Gather all lines from the material that contain "table".

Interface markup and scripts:
>>>

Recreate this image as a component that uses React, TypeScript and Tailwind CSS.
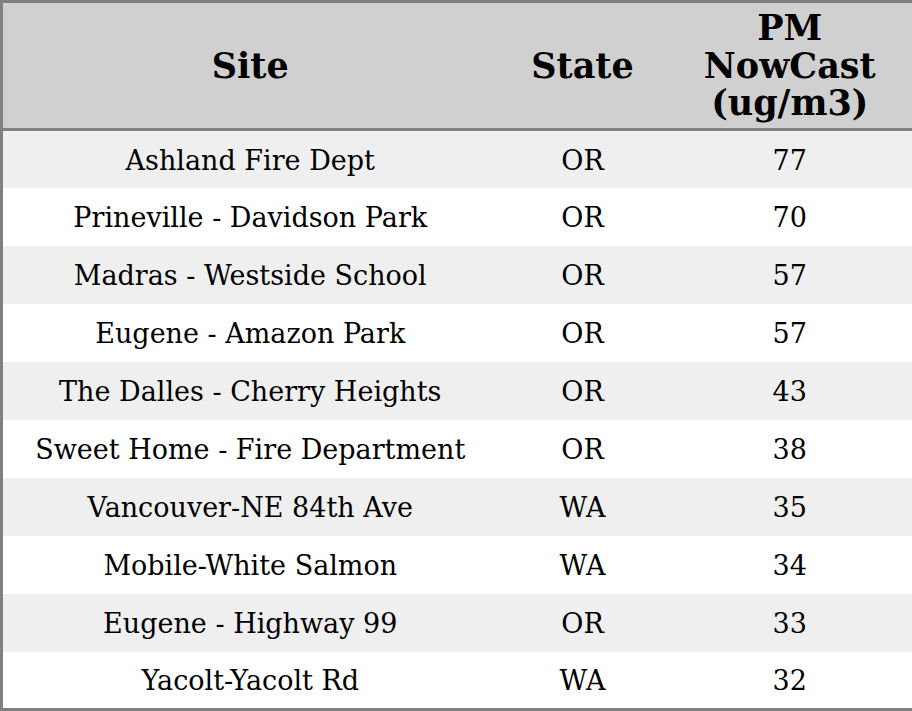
const rows: [string, string, number][] = [
  ["Ashland Fire Dept", "OR", 77],
  ["Prineville - Davidson Park", "OR", 70],
  ["Madras - Westside School", "OR", 57],
  ["Eugene - Amazon Park", "OR", 57],
  ["The Dalles - Cherry Heights", "OR", 43],
  ["Sweet Home - Fire Department", "OR", 38],
  ["Vancouver-NE 84th Ave", "WA", 35],
  ["Mobile-White Salmon", "WA", 34],
  ["Eugene - Highway 99", "OR", 33],
  ["Yacolt-Yacolt Rd", "WA", 32],
];

export default function App() {
  return (
    <div className="w-[912px] h-[711px] bg-white font-['DejaVu_Serif',serif] text-black">
      <table className="w-[912px] h-[711px] border-collapse border-[3px] border-[#808080] table-fixed">
        <colgroup>
          <col className="w-[496px]" />
          <col className="w-[170px]" />
          <col className="w-[246px]" />
        </colgroup>
        <thead>
          <tr className="h-[128px] bg-[#d0d0d0] border-b-[3px] border-[#808080] text-[35px] leading-[37.5px] font-bold">
            <th className="text-center align-middle">Site</th>
            <th className="text-center align-middle">State</th>
            <th className="text-center align-middle">
              PM
              <br />
              NowCast
              <br />
              (ug/m3)
            </th>
          </tr>
        </thead>
        <tbody className="text-[27px]">
          {rows.map(([site, state, pm], i) => (
            <tr key={site} className={"h-[57.7px] " + (i % 2 === 0 ? "bg-[#efefef]" : "bg-white")}>
              <td className="text-center align-middle pt-[3px]">{site}</td>
              <td className="text-center align-middle pt-[3px]">{state}</td>
              <td className="text-center align-middle pt-[3px]">{pm}</td>
            </tr>
          ))}
        </tbody>
      </table>
    </div>
  );
}
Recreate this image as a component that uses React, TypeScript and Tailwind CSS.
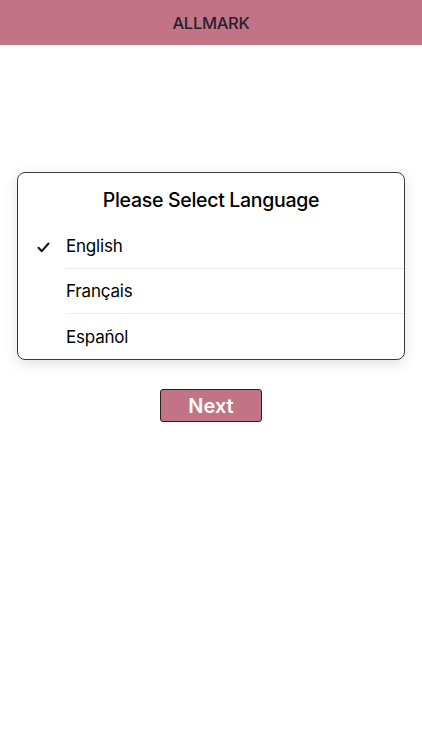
import { useState } from "react";

const languages = ["English", "Français", "Español"];

const App = () => {
  const [selected, setSelected] = useState("English");

  return (
    <div className="min-h-screen bg-white font-['Inter','Noto_Sans',sans-serif]">
      <header className="h-[45px] bg-[#c07485] flex items-center justify-center">
        <h1 className="text-[16.5px] font-medium text-[#2a1f2d] tracking-[-0.3px] pt-[1px]">ALLMARK</h1>
      </header>

      <div className="mx-[17px] mt-[127px] rounded-[8px] border border-[#3a3a3a] bg-white shadow-[0_4px_14px_rgba(0,0,0,0.12)] overflow-hidden">
        <div className="h-[51px] flex items-center justify-center pt-[5px]">
          <h2 className="text-[19.5px] font-medium text-black tracking-[-0.3px]">Please Select Language</h2>
        </div>
        <ul>
          {languages.map((lang, i) => (
            <li
              key={lang}
              onClick={() => setSelected(lang)}
              className="flex h-[45px] cursor-pointer"
            >
              <div className="w-[48px] flex items-center justify-center pl-[2px] pt-[2px]">
                {selected === lang && (
                  <svg width="13" height="11" viewBox="0 0 13 11" fill="none">
                    <path d="M1.5 5.8 L4.8 9.2 L11.5 1.5" stroke="#111" strokeWidth="2" strokeLinecap="round" strokeLinejoin="round" />
                  </svg>
                )}
              </div>
              <div className={`flex-1 flex items-center pt-[2px] ${i < languages.length - 1 ? "border-b border-[#ececec]" : ""}`}>
                <span className="text-[17px] text-black tracking-[-0.2px]">{lang}</span>
              </div>
            </li>
          ))}
        </ul>
      </div>

      <div className="flex justify-center mt-[29px]">
        <button
          type="button"
          className="w-[102px] h-[33px] bg-[#c07485] border border-[#2a1f24] rounded-[3px] text-white text-[20px] font-semibold leading-none"
        >
          Next
        </button>
      </div>
    </div>
  );
};

export default App;
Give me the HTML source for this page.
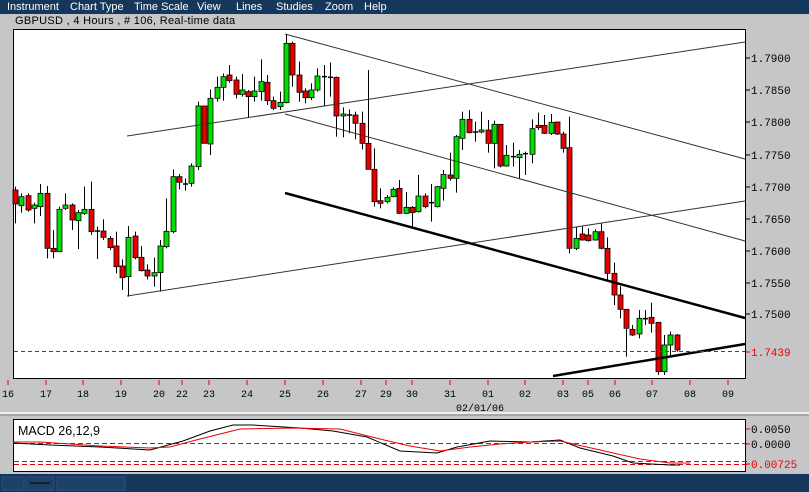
<!DOCTYPE html>
<html><head><meta charset="utf-8"><style>
html,body{margin:0;padding:0;}
body{width:809px;height:492px;overflow:hidden;background:#c6c6c8;position:relative;font-family:"Liberation Sans",sans-serif;}
#menu{position:absolute;left:0;top:0;width:809px;height:14px;background:#15375c;color:#fff;font-size:11px;line-height:14px;}
#menu span{position:absolute;top:0;}
#title{position:absolute;left:15px;top:14px;font-size:11px;line-height:14px;color:#000;letter-spacing:0.3px;}
#status{position:absolute;left:0;top:474px;width:809px;height:18px;background:#15375c;}
svg{position:absolute;left:0;top:0;}
</style></head><body>
<div id="menu"><span style="left:7px">Instrument</span><span style="left:70px">Chart Type</span><span style="left:134px">Time Scale</span><span style="left:197px">View</span><span style="left:236px">Lines</span><span style="left:276px">Studies</span><span style="left:325px">Zoom</span><span style="left:364px">Help</span></div>
<div id="title">GBPUSD , 4 Hours , # 106, Real-time data</div>
<div id="status"></div>
<svg id="s" width="809" height="492" xmlns="http://www.w3.org/2000/svg" font-family="Liberation Mono, monospace" font-size="11">
<rect x="13.5" y="29.5" width="732" height="349" fill="#fff" stroke="#000"/>
<rect x="13.5" y="419.5" width="732" height="52" fill="#fff" stroke="#000"/>
<line x1="0" y1="413" x2="809" y2="413" stroke="#eee" stroke-width="2"/>
<line x1="0" y1="415" x2="809" y2="415" stroke="#888" stroke-width="1"/>
<g id="cd"></g>
<g stroke="#333" stroke-width="1" fill="none">
<line x1="127" y1="136" x2="745" y2="42"/>
<line x1="127" y1="296" x2="745" y2="201"/>
<line x1="285" y1="34" x2="745" y2="159"/>
<line x1="285" y1="114" x2="745" y2="241"/>
</g>
<g stroke="#000" stroke-width="2.5">
<line x1="285" y1="193" x2="745" y2="318"/>
<line x1="553" y1="376" x2="745" y2="344"/>
</g>
<line x1="14" y1="351.5" x2="745" y2="351.5" stroke="#e00" stroke-dasharray="4,3"/>
<g fill="#000" font-size="11">
<text x="751" y="62">1.7900</text><text x="751" y="94">1.7850</text><text x="751" y="126">1.7800</text><text x="751" y="159">1.7750</text><text x="751" y="191">1.7700</text><text x="751" y="223">1.7650</text><text x="751" y="255">1.7600</text><text x="751" y="287">1.7550</text><text x="751" y="318">1.7500</text>
<text x="751" y="356" fill="#e00">1.7439</text>
</g>
<g stroke="#000"><line x1="746" y1="58" x2="750" y2="58"/><line x1="746" y1="90" x2="750" y2="90"/><line x1="746" y1="122" x2="750" y2="122"/><line x1="746" y1="155" x2="750" y2="155"/><line x1="746" y1="187" x2="750" y2="187"/><line x1="746" y1="219" x2="750" y2="219"/><line x1="746" y1="251" x2="750" y2="251"/><line x1="746" y1="283" x2="750" y2="283"/><line x1="746" y1="314" x2="750" y2="314"/></g>
<line x1="746" y1="352" x2="750" y2="352" stroke="#e00"/>
<g id="dt" fill="#000" font-size="10" text-anchor="middle"></g>
<text x="480" y="411" font-size="10" text-anchor="middle">02/01/06</text>
<text x="18" y="435" font-family="Liberation Sans, sans-serif" font-size="12.5">MACD 26,12,9</text>
<g stroke="#e00" stroke-dasharray="5,3"><line x1="14" y1="443.5" x2="750" y2="443.5"/><line x1="14" y1="461.5" x2="750" y2="461.5"/><line x1="14" y1="464.5" x2="750" y2="464.5"/></g>
<polyline fill="none" stroke="#000" points="13,443 50,445 100,447 150,450 183,441 210,431 233,425 253,425 300,428 333,431 367,437 400,451 437,453 457,447 490,441 530,442 560,440 580,448 613,456 633,463 670,465 680,465"/>
<polyline fill="none" stroke="#e00" points="13,442 40,442 100,446 150,448 170,447 200,439 240,429 290,428 340,429 380,439 410,446 440,451 470,447 500,444 530,442 560,441 600,450 640,459 670,463 690,463"/>
<g font-size="11"><text x="751" y="433">0.0050</text><text x="751" y="448">0.0000</text><text x="751" y="468" fill="#e00">0.00725</text></g>
<g stroke="#e00"><line x1="746" y1="429" x2="750" y2="429"/><line x1="746" y1="444" x2="750" y2="444"/><line x1="746" y1="464" x2="750" y2="464"/></g>
<rect x="2" y="477" width="22" height="13" fill="#1c4068" stroke="#2a5080"/>
<rect x="26" y="477" width="28" height="13" fill="#1c4068" stroke="#2a5080"/>
<rect x="57" y="477" width="68" height="13" fill="#1c4068" stroke="#2a5080"/>
<line x1="30" y1="483" x2="50" y2="483" stroke="#000"/>
</svg>
<script>
var C=[['r',480,522,470,580],['g',500,527,490,548],['r',497,540,490,545],['g',525,535,518,580],['g',490,530,462,558],['r',490,655,468,685],['r',655,665,600,685],['g',538,665,530,665],['g',525,535,490,540],['r',525,570,520,600],['g',548,572,540,657],['g',538,550,470,555],['r',538,605,455,615],['f',603,603,590,687],['r',603,622,568,630],['r',625,653,618,660],['r',648,710,605,730],['r',708,743,688,780],['g',622,740,588,800],['r',618,683,605,688],['r',682,722,648,725],['r',720,738,703,748],['g',728,738,683,770],['g',648,728,630,785],['g',604,650,505,655],['g',440,605,418,610],['r',440,457,432,478],['f',462,462,445,482],['g',408,460,400,470],['g',228,410,215,420],['r',228,340,228,340],['g',205,342,178,375],['g',172,205,140,215],['g',140,172,130,212],['r',135,152,105,158],['r',150,193,140,205],['g',180,193,132,200],['r',185,200,180,262],['g',183,200,140,215],['g',155,185,88,212],['r',157,212,135,225],['r',212,235,200,240],['g',217,230,185,240],['g',40,218,12,220],['r',40,135,35,170],['r',135,187,95,215],['r',183,203,175,220],['g',180,203,160,210],['g',138,180,115,185],['f',140,140,105,228],['f',142,142,97,200],['r',142,258,140,320],['g',252,258,232,322],['f',255,255,238,310],['r',255,280,245,328],['r',280,340,245,358],['r',340,418,120,418],['r',418,515,355,530],['r',512,520,475,535],['g',502,515,495,520],['g',478,500,472,502],['r',475,550,450,552],['g',532,550,486,552],['r',532,548,528,590],['g',498,545,435,548],['r',498,530,490,535],['f',518,518,462,575],['g',470,530,468,532],['g',433,475,420,512],['r',435,445,368,452],['g',320,445,315,488],['g',268,325,245,360],['r',268,308,240,310],['f',306,306,275,335],['g',300,306,245,310],['r',300,340,270,368],['g',283,340,272,415],['r',283,408,283,412],['g',376,408,345,410],['f',380,380,338,410],['g',373,383,360,445],['f',371,371,365,435],['g',296,373,268,400],['r',286,293,248,300],['r',286,310,255,312],['g',277,310,252,315],['r',276,312,275,315],['r',312,355,305,368],['r',353,655,260,670],['g',625,655,592,660],['r',612,630,590,632],['r',615,632,595,635],['g',605,630,598,632],['r',605,655,578,658],['r',655,730,622,752],['r',730,795,698,825],['r',795,838,768,865],['r',838,895,838,980],['r',898,915,885,918],['g',865,912,840,925],['f',866,866,840,885],['r',862,880,818,908],['r',877,1025,877,1035],['g',945,1025,915,1035],['g',915,945,905,978],['r',915,960,912,965]];
var h='';
C.forEach(function(c,i){var x=Math.round(15+6.3*i)+0.5;var y=function(v){return 30+v/3;};
h+='<line x1="'+x+'" y1="'+y(c[3])+'" x2="'+x+'" y2="'+y(c[4])+'" stroke="#000"/>';
if(c[0]=='f'){h+='<line x1="'+(x-2.5)+'" y1="'+y(c[1])+'" x2="'+(x+2.5)+'" y2="'+y(c[1])+'" stroke="#000" stroke-width="1.5"/>';}
else{var t=y(c[1]),b=y(c[2]);if(b-t<2)b=t+2;h+='<rect x="'+(x-2.5)+'" y="'+t+'" width="5" height="'+(b-t)+'" fill="'+(c[0]=='r'?'#e80000':'#00e000')+'" stroke="#000" stroke-width="0.8"/>';}});
document.getElementById('cd').innerHTML=h;
var D=[['16',8],['17',46],['18',83],['19',121],['20',159],['22',182],['23',209],['24',247],['25',285],['26',323],['27',361],['29',386],['30',412],['31',450],['01',488],['02',525],['03',563],['05',588],['06',615],['07',652],['08',690],['09',728]];
var d='';D.forEach(function(e){d+='<text x="'+e[1]+'" y="397">'+e[0]+'</text><line x1="'+e[1]+'" y1="380" x2="'+e[1]+'" y2="385" stroke="#e00"/>';});
document.getElementById('dt').innerHTML=d;
</script>
</body></html>
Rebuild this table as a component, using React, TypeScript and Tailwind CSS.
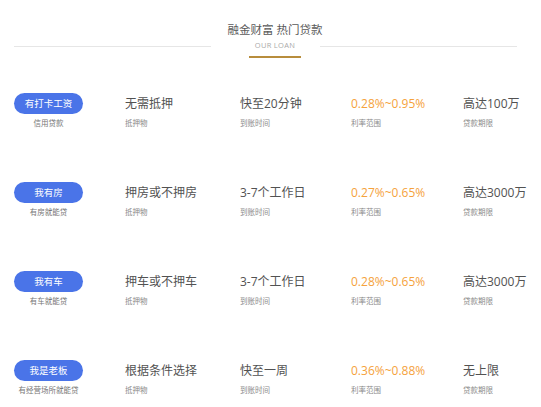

<<<

Solution for this task:
      <table className="w-[912px] h-[711px] border-collapse border-[3px] border-[#808080] table-fixed">
      </table>
Rebuild this table as a component, using React, TypeScript and Tailwind CSS.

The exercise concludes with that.